**EXERCISE**
Return each line holding the string "React".

**STORED RECORDS**
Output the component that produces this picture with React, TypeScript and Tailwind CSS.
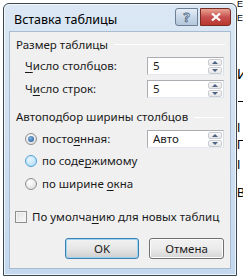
import React from 'react'

// Win7-style "Вставка таблицы" dialog, sitting over a document

function Accel({ text, at }: { text: string; at: number }) {
  return (
    <>
      {text.slice(0, at)}
      <span className="underline underline-offset-2 decoration-[1px]">{text[at]}</span>
      {text.slice(at + 1)}
    </>
  )
}

function Spin({ value }: { value: string }) {
  return (
    <div className="ml-auto w-[77px] h-full flex items-center bg-white border border-[#abadb3] border-b-[#e3e9ef] border-r-[#dbdfe6]">
      <span className="pl-[5px] flex-1 leading-none">{value}</span>
      <div className="flex flex-col gap-[1px] mr-[1px] w-[14px] h-[15px]">
        <div className="flex-1 flex items-center justify-center border border-[#c9ccd2] rounded-[2px] bg-gradient-to-b from-[#f8f8f8] to-[#e6e6e6]">
          <svg width="6" height="3" viewBox="0 0 6 3"><path d="M0 3L3 0L6 3Z" fill="#4d6185" /></svg>
        </div>
        <div className="flex-1 flex items-center justify-center border border-[#c9ccd2] rounded-[2px] bg-gradient-to-b from-[#f8f8f8] to-[#e6e6e6]">
          <svg width="6" height="3" viewBox="0 0 6 3"><path d="M0 0L3 3L6 0Z" fill="#4d6185" /></svg>
        </div>
      </div>
    </div>
  )
}

function Radio({ state }: { state: 'on' | 'hover' | 'off' }) {
  const ring =
    state === 'hover'
      ? 'border-[#4ea1d8] bg-[radial-gradient(circle_at_40%_35%,#e8f6fe,#a8d8f5)]'
      : 'border-[#8e8f8f] bg-[radial-gradient(circle_at_40%_35%,#ffffff,#d6d6d6)]'
  return (
    <span className={`w-[12px] h-[12px] rounded-full border flex items-center justify-center ${ring}`}>
      {state === 'on' && <span className="w-[6px] h-[6px] rounded-full bg-[radial-gradient(circle_at_40%_35%,#7fb6e3,#1b4e8c)]" />}
    </span>
  )
}

function GroupTitle({ label, h }: { label: string; h: string }) {
  return (
    <div className={`flex items-center pl-[6px] pr-[5px] ${h}`}>
      <span>{label}</span>
      <div className="flex-1 ml-[6px] h-px bg-[#dcdcdc] border-b border-white" />
    </div>
  )
}

export default function App() {
  return (
    <div className="relative w-[243px] h-[279px] bg-white overflow-hidden font-['Noto_Sans',sans-serif] text-[11.5px] text-[#1a1a1a]">
      {/* document text peeking out behind the dialog */}
      <div className="absolute left-[237px] top-0 w-[6px] h-full overflow-hidden text-black font-['Liberation_Sans',sans-serif]">
        <span className="absolute top-[0px] text-[9px] leading-none">E</span>
        <span className="absolute top-[14px] text-[9px] leading-none">E</span>
        <span className="absolute top-[66px] text-[15px] leading-none">И</span>
        <span className="absolute top-[101px] left-[1px] w-[6px] h-px bg-black" />
        <span className="absolute top-[122px] text-[12px] leading-none">I</span>
        <span className="absolute top-[139px] text-[12px] leading-none">Г</span>
        <span className="absolute top-[159px] text-[12px] leading-none">I</span>
        <span className="absolute top-[187px] text-[12px] leading-none">В</span>
      </div>

      <div className="relative ml-[3px] mt-[3px] w-[234px] h-[273px] border border-[#3d4752] rounded-t-[6px] bg-gradient-to-b from-[#dbe7f4] to-[#c3d8ee] shadow-[inset_0_0_0_1px_rgba(255,255,255,0.7)] flex flex-col">
        {/* title bar */}
        <div className="h-[27px] flex items-start pl-[10px] pr-[5px]">
          <span className="mt-[8px] leading-[16px] text-[12.5px] text-black">Вставка таблицы</span>
          <div className="ml-auto mt-[4px] flex gap-[2px]">
            <div className="w-[23px] h-[18px] rounded-l-[3px] border border-[#6d7f94] bg-gradient-to-b from-[#e6eef7] via-[#c9d8e8] to-[#b3c6db] flex items-center justify-center text-[13px] font-bold text-[#e9eff6] [-webkit-text-stroke:0.8px_#4f6683] leading-none">
              ?
            </div>
            <div className="w-[31px] h-[18px] rounded-r-[3px] border border-[#7a2b24] bg-gradient-to-b from-[#e8a493] via-[#c75050] to-[#b8382c] flex items-center justify-center">
              <svg width="10" height="8" viewBox="0 0 10 8">
                <path d="M1 0.5L9 7.5M9 0.5L1 7.5" stroke="#fff" strokeWidth="2.2" />
              </svg>
            </div>
          </div>
        </div>

        {/* client area */}
        <div className="mx-[5px] h-[238px] bg-[#f0f0f0] border border-[#a9bbd0] flex flex-col">
          <GroupTitle label="Размер таблицы" h="h-[25px]" />

          <div className="h-[18px] flex items-center pl-[15px] pr-[6px]">
            <span><Accel text="Число столбцов:" at={0} /></span>
            <Spin value="5" />
          </div>
          <div className="mt-[5px] h-[18px] flex items-center pl-[15px] pr-[6px]">
            <span><Accel text="Число строк:" at={1} /></span>
            <Spin value="5" />
          </div>

          <GroupTitle label="Автоподбор ширины столбцов" h="mt-[9px] h-[20px]" />

          <div className="mt-[3px] h-[18px] flex items-center pl-[15px] pr-[6px]">
            <Radio state="on" />
            <span className="ml-[5px]"><Accel text="постоянная:" at={5} /></span>
            <Spin value="Авто" />
          </div>
          <div className="mt-[4px] h-[18px] flex items-center pl-[15px]">
            <Radio state="hover" />
            <span className="ml-[5px]"><Accel text="по содержимому" at={7} /></span>
          </div>
          <div className="mt-[5px] h-[18px] flex items-center pl-[15px]">
            <Radio state="off" />
            <span className="ml-[5px]"><Accel text="по ширине окна" at={10} /></span>
          </div>

          <div className="mt-[15px] h-[18px] flex items-center pl-[5px]">
            <span className="w-[12px] h-[12px] border border-[#8e8f8f] bg-gradient-to-br from-[#e0e0e0] to-[#fafafa] shadow-[inset_0_0_0_1px_#f4f4f4]" />
            <span className="ml-[5px]"><Accel text="По умолчанию для новых таблиц" at={9} /></span>
          </div>

          <div className="mt-[12px] flex gap-[10px] pl-[55px]">
            <button className="w-[74px] h-[21px] rounded-[3px] border border-[#3c7fb1] bg-gradient-to-b from-[#f2f2f2] via-[#e6e6e6] to-[#cfcfcf] shadow-[inset_0_0_0_1px_#9ed4f2] leading-none text-[#1a1a1a]">
              OK
            </button>
            <button className="w-[75px] h-[21px] rounded-[3px] border border-[#707070] bg-gradient-to-b from-[#f2f2f2] via-[#ebebeb] to-[#d5d5d5] shadow-[inset_0_0_0_1px_#fcfcfc] leading-none text-[#1a1a1a]">
              Отмена
            </button>
          </div>
        </div>
      </div>
    </div>
  )
}
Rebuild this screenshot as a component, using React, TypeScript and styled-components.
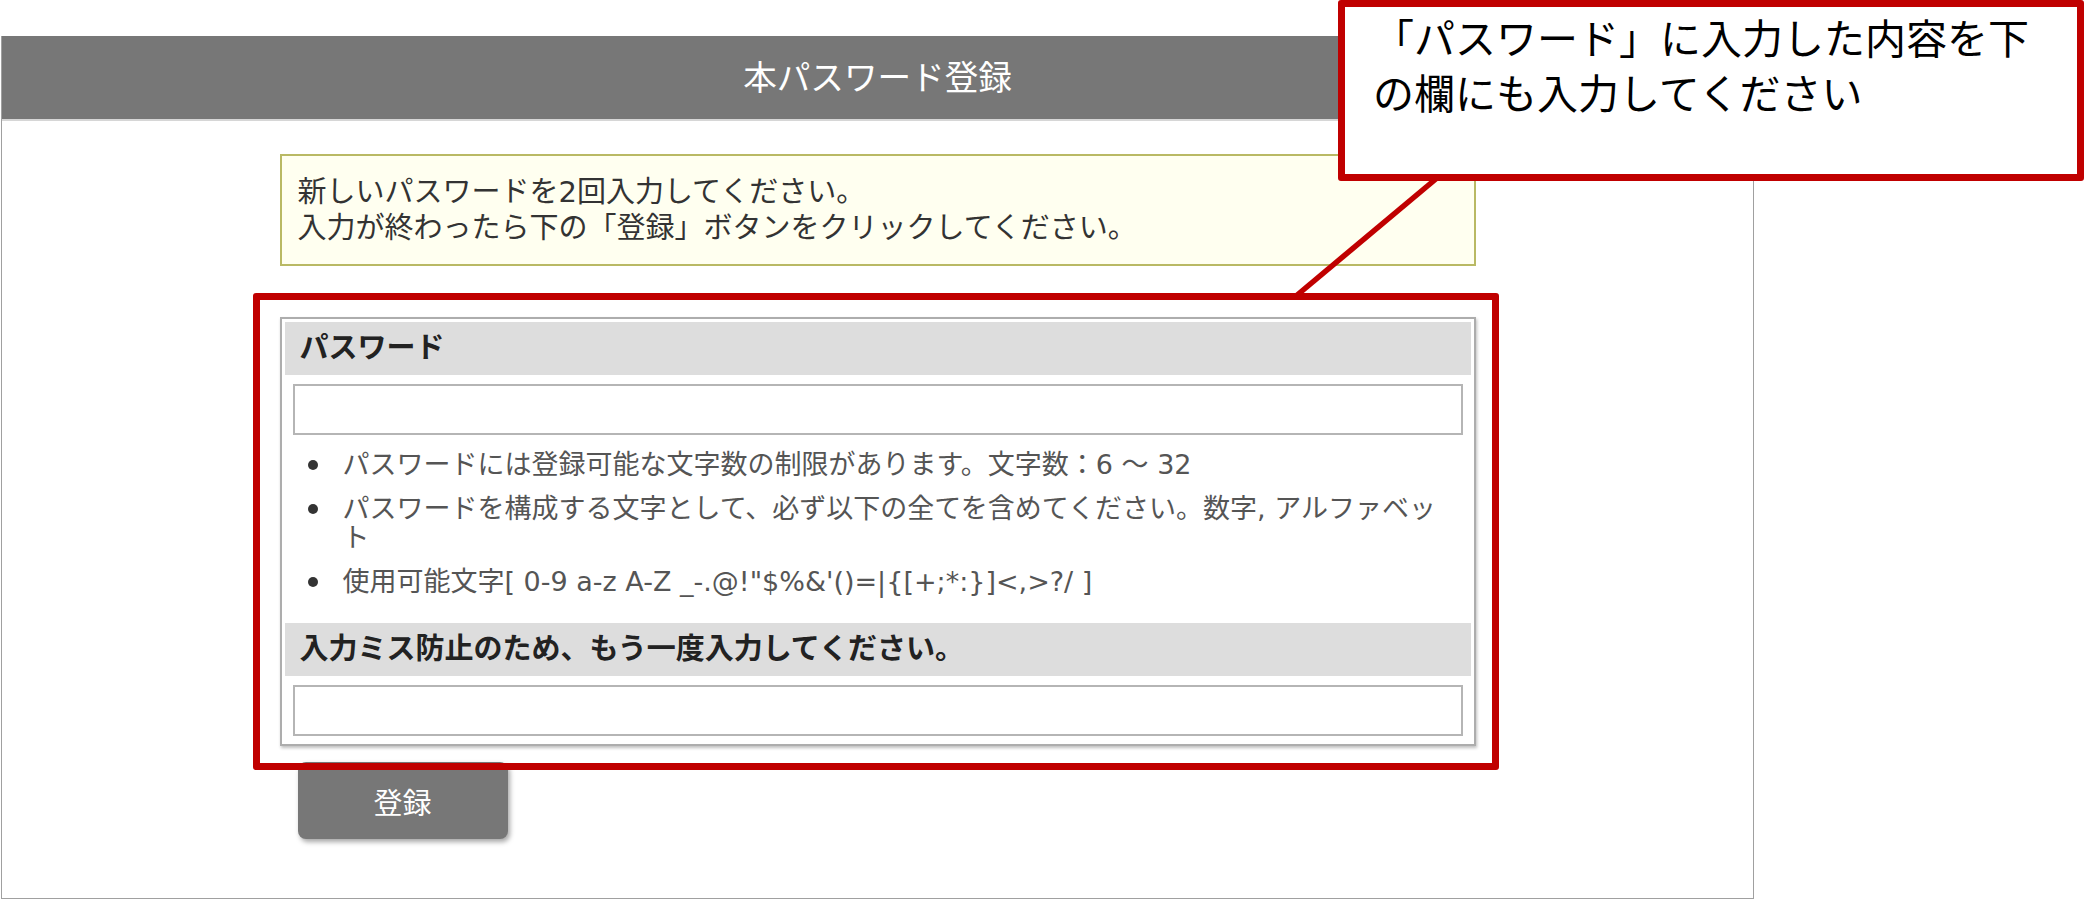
import React from 'react';
import styled, { createGlobalStyle } from 'styled-components';

const GlobalStyle = createGlobalStyle`
  body {
    margin: 0;
    background: #fff;
  }
`;

const Page = styled.div`
  position: relative;
  width: 2084px;
  height: 900px;
  padding-top: 36px;
  box-sizing: border-box;
  overflow: hidden;
  background: #fff;
  font-family: 'Noto Sans CJK JP', 'Noto Sans', sans-serif;
`;

const Panel = styled.div`
  margin-left: 1px;
  width: 1753px;
  height: 863px;
  box-sizing: border-box;
  border: 1px solid #a0a0a0;
  border-top: 0;
`;

const TitleBar = styled.div`
  height: 85px;
  box-sizing: border-box;
  padding-bottom: 4px;
  background: #777;
  border-bottom: 2px solid #d6d6d6;
  display: flex;
  align-items: center;
  justify-content: center;
  color: #fff;
  font-size: 33.6px;
`;

const Content = styled.div`
  width: 1196px;
  margin: 33px auto 0;
`;

// latin glyphs on the page are wide (verdana-like), kana fall back to Noto
const Notice = styled.div`
  border: 2px solid #b9b964;
  background: #fffff0;
  padding: 18px 16px 18px;
  font-family: 'DejaVu Sans', 'Noto Sans CJK JP', sans-serif;
  font-size: 29px;
  line-height: 36px;
  color: #333;
`;

const FormBox = styled.div`
  margin-top: 51px;
  border: 2px solid #adadad;
  padding: 3px 3px 8px;
  background: #fff;
  box-shadow: 1px 2px 3px rgba(0, 0, 0, 0.25);
`;

const SectionHead = styled.div<{ $gap?: number }>`
  height: 53px;
  box-sizing: border-box;
  margin-top: ${(p) => p.$gap ?? 0}px;
  padding: 0 15px 7px;
  background: #ddd;
  line-height: 46px;
  font-size: 29px;
  font-weight: bold;
  color: #222;
`;

const Field = styled.input`
  display: block;
  width: calc(100% - 16px);
  height: 51px;
  margin: 9px 8px 0;
  box-sizing: border-box;
  border: 2px solid #b5b5b5;
  background: #fff;
  outline: none;
`;

const Rules = styled.ul`
  list-style: none;
  margin: 15px 22px 0 0;
  padding: 0;
  font-family: 'DejaVu Sans', 'Noto Sans CJK JP', sans-serif;
  font-size: 27px;
  line-height: 29px;
  color: #555;
`;

const Rule = styled.li`
  position: relative;
  padding-left: 58px;

  & + & {
    margin-top: 15px;
  }

  &::before {
    content: '';
    position: absolute;
    left: 23px;
    top: 10px;
    width: 10px;
    height: 10px;
    border-radius: 50%;
    background: #333;
  }
`;

const SubmitButton = styled.button`
  display: block;
  width: 210px;
  height: 77px;
  margin: 16px 0 0 18px;
  border: none;
  border-radius: 8px;
  background: #777;
  color: #fff;
  font-family: inherit;
  font-size: 29px;
  box-shadow: 2px 3px 5px rgba(0, 0, 0, 0.35);
  cursor: pointer;
`;

// annotation layer drawn over the screenshot
const Highlight = styled.div`
  position: absolute;
  left: 253px;
  top: 293px;
  width: 1246px;
  height: 477px;
  box-sizing: border-box;
  border: 7px solid #c00000;
  border-radius: 3px;
  pointer-events: none;
  z-index: 2;
`;

const Callout = styled.div`
  position: absolute;
  left: 1338px;
  top: 0;
  width: 746px;
  height: 181px;
  box-sizing: border-box;
  border: 7px solid #c00000;
  border-radius: 3px;
  background: #fff;
  padding: 2px 30px 0 28px;
  font-size: 41px;
  line-height: 55px;
  color: #000;
  z-index: 3;
`;

const Pointer = styled.svg`
  position: absolute;
  left: 1280px;
  top: 170px;
  z-index: 3;
  pointer-events: none;
`;

const App = (): JSX.Element => {
  return (
    <Page>
      <GlobalStyle />
      <Panel>
        <TitleBar>本パスワード登録</TitleBar>
        <Content>
          <Notice>
            新しいパスワードを2回入力してください。
            <br />
            入力が終わったら下の「登録」ボタンをクリックしてください。
          </Notice>
          <FormBox>
            <SectionHead>パスワード</SectionHead>
            <Field type="password" />
            <Rules>
              <Rule>パスワードには登録可能な文字数の制限があります。文字数：6 ～ 32</Rule>
              <Rule>
                パスワードを構成する文字として、必ず以下の全てを含めてください。数字, アルファベット
              </Rule>
              <Rule>{'使用可能文字[ 0-9 a-z A-Z _-.@!"$%&\'()=|{[+;*:}]<,>?/ ]'}</Rule>
            </Rules>
            <SectionHead $gap={27}>入力ミス防止のため、もう一度入力してください。</SectionHead>
            <Field type="password" />
          </FormBox>
          <SubmitButton type="button">登録</SubmitButton>
        </Content>
      </Panel>

      <Highlight />
      <Pointer width="170" height="130" viewBox="0 0 170 130">
        <line x1="157" y1="8" x2="16" y2="126" stroke="#c00000" strokeWidth="5.5" />
      </Pointer>
      <Callout>「パスワード」に入力した内容を下の欄にも入力してください</Callout>
    </Page>
  );
};

export default App;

**THE SOLUTION**
Output the component that produces this picture with React, TypeScript and Tailwind CSS.
import React from 'react'
Rebuild this screenshot as a component, using React, TypeScript and styled-components.
import React from 'react';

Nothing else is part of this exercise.